> DATA TO USE
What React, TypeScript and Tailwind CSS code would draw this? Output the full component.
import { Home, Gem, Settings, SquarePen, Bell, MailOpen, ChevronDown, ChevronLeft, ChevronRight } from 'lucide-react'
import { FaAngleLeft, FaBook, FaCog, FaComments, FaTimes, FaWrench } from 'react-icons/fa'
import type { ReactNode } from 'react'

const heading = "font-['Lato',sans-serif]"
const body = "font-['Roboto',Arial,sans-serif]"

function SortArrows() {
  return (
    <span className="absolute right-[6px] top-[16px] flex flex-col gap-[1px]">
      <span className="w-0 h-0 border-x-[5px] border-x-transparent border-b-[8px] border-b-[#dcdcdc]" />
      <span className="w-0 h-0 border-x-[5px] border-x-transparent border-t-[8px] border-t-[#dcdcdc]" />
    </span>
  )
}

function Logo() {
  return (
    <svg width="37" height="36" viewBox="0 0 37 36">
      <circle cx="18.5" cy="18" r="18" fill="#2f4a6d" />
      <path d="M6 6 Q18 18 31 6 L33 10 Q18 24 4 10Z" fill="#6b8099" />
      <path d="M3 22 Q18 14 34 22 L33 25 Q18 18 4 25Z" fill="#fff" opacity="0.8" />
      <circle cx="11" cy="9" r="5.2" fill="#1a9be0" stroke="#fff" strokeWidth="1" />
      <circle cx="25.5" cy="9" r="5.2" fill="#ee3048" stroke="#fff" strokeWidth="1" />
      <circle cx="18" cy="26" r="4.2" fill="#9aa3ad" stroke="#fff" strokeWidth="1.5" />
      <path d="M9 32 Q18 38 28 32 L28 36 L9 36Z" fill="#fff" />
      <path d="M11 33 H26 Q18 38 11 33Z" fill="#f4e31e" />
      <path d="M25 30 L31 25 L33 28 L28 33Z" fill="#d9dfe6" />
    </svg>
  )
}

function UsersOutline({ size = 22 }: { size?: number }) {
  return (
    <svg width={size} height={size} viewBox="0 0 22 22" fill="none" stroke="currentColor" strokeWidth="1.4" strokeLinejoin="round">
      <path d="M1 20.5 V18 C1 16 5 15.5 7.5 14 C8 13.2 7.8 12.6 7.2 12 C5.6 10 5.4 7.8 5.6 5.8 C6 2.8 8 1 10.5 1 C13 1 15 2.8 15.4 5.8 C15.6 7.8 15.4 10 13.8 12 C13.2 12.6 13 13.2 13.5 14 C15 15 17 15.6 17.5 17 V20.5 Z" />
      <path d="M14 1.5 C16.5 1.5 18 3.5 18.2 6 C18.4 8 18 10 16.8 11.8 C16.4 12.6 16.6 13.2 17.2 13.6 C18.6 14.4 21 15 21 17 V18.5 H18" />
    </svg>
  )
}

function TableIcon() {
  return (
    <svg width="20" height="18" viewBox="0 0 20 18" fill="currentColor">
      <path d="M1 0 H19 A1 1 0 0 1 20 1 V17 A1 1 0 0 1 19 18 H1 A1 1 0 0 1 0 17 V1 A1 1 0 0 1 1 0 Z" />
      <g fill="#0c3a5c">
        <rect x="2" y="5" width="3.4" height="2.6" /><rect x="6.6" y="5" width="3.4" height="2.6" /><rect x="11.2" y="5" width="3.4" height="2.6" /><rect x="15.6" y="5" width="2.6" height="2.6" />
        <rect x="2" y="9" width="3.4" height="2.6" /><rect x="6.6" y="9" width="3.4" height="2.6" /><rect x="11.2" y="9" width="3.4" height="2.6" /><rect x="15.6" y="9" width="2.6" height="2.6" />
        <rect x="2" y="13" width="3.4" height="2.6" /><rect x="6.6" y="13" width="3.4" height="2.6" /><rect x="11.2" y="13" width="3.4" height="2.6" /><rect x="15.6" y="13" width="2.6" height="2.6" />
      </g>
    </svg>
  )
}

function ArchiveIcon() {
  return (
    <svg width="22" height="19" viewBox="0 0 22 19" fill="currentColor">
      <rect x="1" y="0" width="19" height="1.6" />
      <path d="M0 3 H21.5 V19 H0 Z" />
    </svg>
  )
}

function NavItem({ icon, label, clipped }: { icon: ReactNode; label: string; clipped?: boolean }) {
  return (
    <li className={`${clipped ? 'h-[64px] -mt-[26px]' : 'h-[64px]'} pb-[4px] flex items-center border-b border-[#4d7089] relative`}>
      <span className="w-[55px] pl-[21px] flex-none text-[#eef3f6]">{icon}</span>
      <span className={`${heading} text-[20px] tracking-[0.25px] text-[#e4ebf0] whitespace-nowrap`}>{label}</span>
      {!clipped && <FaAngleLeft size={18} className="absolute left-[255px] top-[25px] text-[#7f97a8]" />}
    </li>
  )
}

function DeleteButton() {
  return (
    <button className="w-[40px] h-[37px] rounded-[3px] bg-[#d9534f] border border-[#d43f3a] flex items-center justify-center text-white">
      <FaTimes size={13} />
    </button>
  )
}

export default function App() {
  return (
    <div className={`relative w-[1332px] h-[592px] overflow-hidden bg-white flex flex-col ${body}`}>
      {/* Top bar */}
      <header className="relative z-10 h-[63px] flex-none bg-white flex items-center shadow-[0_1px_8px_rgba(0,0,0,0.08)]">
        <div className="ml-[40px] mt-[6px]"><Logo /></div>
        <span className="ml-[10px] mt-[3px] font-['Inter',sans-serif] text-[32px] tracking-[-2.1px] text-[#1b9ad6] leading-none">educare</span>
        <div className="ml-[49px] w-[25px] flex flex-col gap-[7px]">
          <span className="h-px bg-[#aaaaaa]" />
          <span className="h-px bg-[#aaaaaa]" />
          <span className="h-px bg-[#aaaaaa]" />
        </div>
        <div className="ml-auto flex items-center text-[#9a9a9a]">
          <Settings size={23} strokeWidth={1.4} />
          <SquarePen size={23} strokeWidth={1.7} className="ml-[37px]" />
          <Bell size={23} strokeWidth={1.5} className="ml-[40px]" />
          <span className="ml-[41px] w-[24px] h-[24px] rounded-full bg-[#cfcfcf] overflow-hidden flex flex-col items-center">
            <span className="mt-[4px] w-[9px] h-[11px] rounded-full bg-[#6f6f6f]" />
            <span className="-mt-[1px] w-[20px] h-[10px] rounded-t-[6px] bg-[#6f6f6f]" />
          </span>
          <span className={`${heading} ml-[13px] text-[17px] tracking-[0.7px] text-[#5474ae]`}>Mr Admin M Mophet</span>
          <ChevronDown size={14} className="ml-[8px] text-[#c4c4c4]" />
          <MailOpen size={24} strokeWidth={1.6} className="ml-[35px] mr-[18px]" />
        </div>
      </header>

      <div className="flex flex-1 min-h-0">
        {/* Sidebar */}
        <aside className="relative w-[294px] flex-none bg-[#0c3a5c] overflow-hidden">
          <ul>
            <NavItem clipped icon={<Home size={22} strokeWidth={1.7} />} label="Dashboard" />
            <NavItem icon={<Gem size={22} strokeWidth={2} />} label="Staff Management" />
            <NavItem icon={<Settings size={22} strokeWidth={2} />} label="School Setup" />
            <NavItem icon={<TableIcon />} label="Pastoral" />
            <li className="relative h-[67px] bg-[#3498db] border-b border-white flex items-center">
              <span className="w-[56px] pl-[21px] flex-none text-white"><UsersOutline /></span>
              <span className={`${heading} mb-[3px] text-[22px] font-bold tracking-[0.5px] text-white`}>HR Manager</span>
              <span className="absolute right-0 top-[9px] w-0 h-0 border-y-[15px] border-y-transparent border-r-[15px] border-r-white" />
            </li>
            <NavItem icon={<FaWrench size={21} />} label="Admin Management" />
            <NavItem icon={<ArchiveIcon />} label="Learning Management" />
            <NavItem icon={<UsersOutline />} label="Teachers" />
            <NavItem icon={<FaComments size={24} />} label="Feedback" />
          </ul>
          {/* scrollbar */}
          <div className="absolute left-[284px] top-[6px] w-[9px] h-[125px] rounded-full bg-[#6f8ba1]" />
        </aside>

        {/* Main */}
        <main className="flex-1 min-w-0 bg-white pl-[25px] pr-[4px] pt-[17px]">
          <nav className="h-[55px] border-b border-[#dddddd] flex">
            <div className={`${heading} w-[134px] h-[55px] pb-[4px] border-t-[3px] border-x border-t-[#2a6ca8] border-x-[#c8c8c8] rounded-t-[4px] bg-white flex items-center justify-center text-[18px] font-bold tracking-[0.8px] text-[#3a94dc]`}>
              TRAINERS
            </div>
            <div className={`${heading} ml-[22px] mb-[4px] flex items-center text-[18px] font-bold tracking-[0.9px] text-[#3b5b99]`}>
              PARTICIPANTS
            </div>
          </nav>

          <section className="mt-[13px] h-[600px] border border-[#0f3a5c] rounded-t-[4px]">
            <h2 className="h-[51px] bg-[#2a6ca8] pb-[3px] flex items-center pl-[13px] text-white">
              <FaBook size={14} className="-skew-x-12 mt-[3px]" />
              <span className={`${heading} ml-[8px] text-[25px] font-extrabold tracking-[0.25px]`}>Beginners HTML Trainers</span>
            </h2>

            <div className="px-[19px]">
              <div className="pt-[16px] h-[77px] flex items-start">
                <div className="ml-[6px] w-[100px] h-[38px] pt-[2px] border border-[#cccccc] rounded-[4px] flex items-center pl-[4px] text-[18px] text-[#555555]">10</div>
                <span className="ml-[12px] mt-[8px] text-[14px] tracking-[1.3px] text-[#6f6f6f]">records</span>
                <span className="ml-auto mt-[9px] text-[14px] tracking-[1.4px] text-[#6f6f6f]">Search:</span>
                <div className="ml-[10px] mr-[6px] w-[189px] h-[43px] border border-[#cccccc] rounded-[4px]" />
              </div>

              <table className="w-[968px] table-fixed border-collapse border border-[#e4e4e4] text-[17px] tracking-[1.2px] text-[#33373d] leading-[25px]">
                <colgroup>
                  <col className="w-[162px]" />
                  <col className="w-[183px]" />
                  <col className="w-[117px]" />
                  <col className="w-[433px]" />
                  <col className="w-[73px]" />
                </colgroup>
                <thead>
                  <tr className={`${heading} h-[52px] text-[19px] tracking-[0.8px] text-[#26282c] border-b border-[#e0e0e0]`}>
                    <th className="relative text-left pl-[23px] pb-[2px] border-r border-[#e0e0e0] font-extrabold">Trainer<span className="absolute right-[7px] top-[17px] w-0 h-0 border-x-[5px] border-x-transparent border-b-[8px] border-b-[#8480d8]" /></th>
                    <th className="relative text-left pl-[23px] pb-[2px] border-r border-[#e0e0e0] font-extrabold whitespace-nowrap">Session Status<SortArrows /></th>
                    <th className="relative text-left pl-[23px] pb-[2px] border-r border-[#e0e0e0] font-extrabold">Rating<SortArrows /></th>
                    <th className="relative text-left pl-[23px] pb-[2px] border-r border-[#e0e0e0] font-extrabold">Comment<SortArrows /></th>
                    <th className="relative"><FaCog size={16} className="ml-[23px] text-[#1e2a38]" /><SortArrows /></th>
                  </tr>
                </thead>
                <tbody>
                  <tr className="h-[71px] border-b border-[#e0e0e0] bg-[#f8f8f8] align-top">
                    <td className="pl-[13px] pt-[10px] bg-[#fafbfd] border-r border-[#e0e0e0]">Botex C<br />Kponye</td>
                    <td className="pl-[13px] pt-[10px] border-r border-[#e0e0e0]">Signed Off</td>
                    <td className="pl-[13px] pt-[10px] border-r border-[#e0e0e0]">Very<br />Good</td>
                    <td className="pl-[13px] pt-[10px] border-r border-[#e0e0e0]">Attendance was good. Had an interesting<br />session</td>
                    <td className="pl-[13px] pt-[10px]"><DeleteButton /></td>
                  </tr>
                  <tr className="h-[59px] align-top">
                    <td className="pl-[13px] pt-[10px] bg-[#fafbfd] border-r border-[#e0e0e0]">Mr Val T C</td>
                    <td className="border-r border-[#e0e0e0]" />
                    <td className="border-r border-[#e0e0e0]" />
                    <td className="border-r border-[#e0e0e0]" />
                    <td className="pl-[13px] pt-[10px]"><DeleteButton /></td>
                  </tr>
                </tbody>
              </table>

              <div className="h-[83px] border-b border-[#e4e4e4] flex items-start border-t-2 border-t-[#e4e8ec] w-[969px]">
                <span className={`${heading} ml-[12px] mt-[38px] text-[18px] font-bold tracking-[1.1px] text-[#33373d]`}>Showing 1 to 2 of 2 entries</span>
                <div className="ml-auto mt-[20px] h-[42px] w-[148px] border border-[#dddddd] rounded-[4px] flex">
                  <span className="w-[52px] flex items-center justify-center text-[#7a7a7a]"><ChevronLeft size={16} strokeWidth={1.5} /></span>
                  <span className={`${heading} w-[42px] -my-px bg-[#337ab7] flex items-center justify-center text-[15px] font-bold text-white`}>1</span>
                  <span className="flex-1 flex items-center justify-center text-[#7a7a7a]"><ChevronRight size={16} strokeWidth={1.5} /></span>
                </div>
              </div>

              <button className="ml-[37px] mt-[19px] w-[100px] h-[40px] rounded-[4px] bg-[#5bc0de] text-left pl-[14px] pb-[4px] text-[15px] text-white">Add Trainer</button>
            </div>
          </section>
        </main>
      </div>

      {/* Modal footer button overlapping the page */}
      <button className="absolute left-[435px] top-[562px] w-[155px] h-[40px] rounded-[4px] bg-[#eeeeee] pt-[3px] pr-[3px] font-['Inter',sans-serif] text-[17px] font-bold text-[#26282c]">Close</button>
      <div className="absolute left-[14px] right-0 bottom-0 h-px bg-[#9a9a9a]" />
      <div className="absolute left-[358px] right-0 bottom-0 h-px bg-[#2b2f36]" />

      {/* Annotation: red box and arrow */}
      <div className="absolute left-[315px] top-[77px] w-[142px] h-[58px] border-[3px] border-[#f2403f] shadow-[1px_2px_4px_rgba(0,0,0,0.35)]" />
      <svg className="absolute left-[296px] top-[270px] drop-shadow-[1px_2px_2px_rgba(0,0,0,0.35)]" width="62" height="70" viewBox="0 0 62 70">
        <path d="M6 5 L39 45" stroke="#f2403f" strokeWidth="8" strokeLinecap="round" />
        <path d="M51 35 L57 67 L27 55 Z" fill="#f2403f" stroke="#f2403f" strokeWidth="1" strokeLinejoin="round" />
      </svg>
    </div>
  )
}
==
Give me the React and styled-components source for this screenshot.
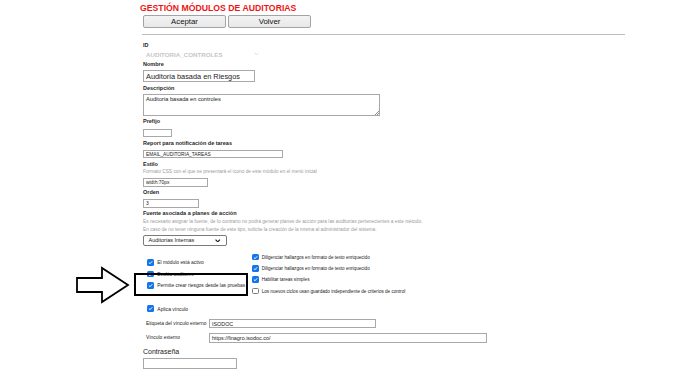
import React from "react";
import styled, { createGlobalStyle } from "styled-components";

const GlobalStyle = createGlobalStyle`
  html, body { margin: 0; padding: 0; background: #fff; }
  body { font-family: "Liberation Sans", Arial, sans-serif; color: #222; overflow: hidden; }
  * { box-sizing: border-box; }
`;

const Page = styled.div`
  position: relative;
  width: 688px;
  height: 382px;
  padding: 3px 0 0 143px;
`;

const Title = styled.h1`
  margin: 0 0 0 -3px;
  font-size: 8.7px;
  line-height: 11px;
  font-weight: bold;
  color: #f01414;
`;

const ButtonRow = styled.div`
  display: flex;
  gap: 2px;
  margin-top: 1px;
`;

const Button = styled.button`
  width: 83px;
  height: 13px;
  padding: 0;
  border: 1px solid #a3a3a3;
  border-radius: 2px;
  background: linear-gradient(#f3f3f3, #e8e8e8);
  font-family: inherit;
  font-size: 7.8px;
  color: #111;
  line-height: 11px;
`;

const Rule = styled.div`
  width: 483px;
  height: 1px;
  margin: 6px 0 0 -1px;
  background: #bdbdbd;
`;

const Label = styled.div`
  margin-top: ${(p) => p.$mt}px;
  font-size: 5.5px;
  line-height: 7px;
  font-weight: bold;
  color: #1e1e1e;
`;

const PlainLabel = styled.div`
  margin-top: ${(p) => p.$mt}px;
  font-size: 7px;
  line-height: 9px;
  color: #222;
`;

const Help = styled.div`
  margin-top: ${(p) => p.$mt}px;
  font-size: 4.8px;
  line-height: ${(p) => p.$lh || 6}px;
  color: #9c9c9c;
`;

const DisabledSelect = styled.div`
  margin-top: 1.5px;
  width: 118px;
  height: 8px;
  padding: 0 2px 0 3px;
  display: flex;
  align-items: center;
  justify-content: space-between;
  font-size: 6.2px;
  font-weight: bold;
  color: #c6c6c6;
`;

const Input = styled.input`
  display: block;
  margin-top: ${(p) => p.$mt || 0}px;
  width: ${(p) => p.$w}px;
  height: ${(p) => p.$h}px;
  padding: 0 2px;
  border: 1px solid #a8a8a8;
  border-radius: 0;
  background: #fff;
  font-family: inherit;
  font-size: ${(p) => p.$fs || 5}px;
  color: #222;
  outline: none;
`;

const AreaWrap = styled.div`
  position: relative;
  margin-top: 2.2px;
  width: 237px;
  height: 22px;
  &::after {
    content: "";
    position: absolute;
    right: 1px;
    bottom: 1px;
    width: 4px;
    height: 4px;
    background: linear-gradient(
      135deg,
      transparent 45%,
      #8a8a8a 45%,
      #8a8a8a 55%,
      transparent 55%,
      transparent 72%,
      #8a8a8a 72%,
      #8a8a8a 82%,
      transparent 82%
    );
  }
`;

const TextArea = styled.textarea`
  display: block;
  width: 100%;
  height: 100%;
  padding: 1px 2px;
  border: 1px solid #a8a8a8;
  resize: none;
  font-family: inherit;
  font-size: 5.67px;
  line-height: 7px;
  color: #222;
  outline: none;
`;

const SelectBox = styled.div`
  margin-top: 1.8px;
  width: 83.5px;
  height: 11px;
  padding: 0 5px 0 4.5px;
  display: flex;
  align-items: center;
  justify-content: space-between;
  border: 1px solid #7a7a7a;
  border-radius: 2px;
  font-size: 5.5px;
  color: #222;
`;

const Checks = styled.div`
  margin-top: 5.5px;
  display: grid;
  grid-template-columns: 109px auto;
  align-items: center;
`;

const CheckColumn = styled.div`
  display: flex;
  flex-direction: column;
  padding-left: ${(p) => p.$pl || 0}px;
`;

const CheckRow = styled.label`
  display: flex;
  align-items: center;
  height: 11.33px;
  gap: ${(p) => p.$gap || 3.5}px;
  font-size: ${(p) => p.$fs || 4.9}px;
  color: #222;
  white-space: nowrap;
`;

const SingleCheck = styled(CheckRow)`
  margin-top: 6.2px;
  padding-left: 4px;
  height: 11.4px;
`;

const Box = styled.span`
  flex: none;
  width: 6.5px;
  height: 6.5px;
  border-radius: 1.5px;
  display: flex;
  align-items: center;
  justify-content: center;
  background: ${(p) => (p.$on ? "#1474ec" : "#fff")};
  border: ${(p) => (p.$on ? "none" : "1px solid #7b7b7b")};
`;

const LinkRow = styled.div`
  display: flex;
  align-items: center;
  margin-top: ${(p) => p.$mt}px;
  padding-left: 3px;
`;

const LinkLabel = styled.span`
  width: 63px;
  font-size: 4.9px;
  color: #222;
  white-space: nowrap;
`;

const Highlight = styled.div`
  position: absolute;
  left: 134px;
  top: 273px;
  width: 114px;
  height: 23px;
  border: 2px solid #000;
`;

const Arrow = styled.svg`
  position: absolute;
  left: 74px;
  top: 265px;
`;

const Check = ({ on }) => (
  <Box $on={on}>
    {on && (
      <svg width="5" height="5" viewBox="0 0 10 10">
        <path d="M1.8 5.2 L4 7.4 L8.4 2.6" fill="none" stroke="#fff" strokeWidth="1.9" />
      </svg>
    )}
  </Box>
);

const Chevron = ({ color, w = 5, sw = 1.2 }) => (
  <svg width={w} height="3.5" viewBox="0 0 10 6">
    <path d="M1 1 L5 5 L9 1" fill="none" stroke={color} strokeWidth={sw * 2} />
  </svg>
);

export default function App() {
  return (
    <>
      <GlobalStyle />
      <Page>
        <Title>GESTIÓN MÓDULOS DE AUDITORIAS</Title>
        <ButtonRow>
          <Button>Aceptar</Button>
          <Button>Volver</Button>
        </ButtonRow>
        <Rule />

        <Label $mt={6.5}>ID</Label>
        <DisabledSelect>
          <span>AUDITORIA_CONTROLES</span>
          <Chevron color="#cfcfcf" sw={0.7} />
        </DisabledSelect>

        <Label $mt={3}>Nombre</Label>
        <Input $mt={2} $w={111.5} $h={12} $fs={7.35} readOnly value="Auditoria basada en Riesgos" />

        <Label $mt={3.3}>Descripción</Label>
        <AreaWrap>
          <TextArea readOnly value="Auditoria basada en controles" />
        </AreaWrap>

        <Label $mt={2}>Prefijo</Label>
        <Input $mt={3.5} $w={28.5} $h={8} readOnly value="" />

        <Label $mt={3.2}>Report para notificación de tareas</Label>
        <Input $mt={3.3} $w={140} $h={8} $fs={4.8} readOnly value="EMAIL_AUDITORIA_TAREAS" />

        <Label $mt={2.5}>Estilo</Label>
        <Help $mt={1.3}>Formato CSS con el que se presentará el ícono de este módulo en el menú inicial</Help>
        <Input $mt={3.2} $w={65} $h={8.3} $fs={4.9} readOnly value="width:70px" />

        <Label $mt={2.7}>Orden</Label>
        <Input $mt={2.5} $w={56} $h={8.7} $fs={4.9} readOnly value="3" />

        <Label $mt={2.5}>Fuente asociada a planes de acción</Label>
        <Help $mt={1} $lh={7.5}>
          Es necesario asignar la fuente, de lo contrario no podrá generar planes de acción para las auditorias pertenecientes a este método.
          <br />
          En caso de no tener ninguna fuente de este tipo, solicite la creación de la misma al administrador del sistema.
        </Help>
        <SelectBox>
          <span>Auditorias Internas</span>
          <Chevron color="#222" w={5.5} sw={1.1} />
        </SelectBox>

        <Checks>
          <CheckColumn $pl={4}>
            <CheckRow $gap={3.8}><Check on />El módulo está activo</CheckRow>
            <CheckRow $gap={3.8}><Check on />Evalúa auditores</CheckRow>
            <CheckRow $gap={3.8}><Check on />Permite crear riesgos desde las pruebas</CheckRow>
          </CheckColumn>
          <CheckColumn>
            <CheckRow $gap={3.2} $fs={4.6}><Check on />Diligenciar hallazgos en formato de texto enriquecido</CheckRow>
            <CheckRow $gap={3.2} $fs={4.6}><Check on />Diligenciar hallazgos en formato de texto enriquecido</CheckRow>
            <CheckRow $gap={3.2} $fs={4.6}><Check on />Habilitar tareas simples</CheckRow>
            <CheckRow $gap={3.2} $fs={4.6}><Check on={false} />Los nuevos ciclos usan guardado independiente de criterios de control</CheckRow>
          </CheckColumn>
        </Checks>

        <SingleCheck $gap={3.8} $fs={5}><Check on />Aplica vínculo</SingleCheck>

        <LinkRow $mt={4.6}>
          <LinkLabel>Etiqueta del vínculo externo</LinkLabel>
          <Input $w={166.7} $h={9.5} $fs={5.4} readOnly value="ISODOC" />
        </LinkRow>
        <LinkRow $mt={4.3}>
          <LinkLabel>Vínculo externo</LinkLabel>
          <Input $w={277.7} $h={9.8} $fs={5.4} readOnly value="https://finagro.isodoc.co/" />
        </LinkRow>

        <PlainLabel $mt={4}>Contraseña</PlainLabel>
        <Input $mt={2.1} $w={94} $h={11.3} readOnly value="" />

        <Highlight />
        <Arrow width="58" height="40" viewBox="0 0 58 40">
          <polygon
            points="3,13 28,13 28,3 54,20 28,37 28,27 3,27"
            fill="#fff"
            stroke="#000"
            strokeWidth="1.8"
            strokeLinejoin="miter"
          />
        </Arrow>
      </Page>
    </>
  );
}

> SHORT PROBLEM
Copy each line of the listing that contains the string "components".

> FINAL RESULT
Give me the React and styled-components source for this screenshot.
import styled, { createGlobalStyle } from "styled-components";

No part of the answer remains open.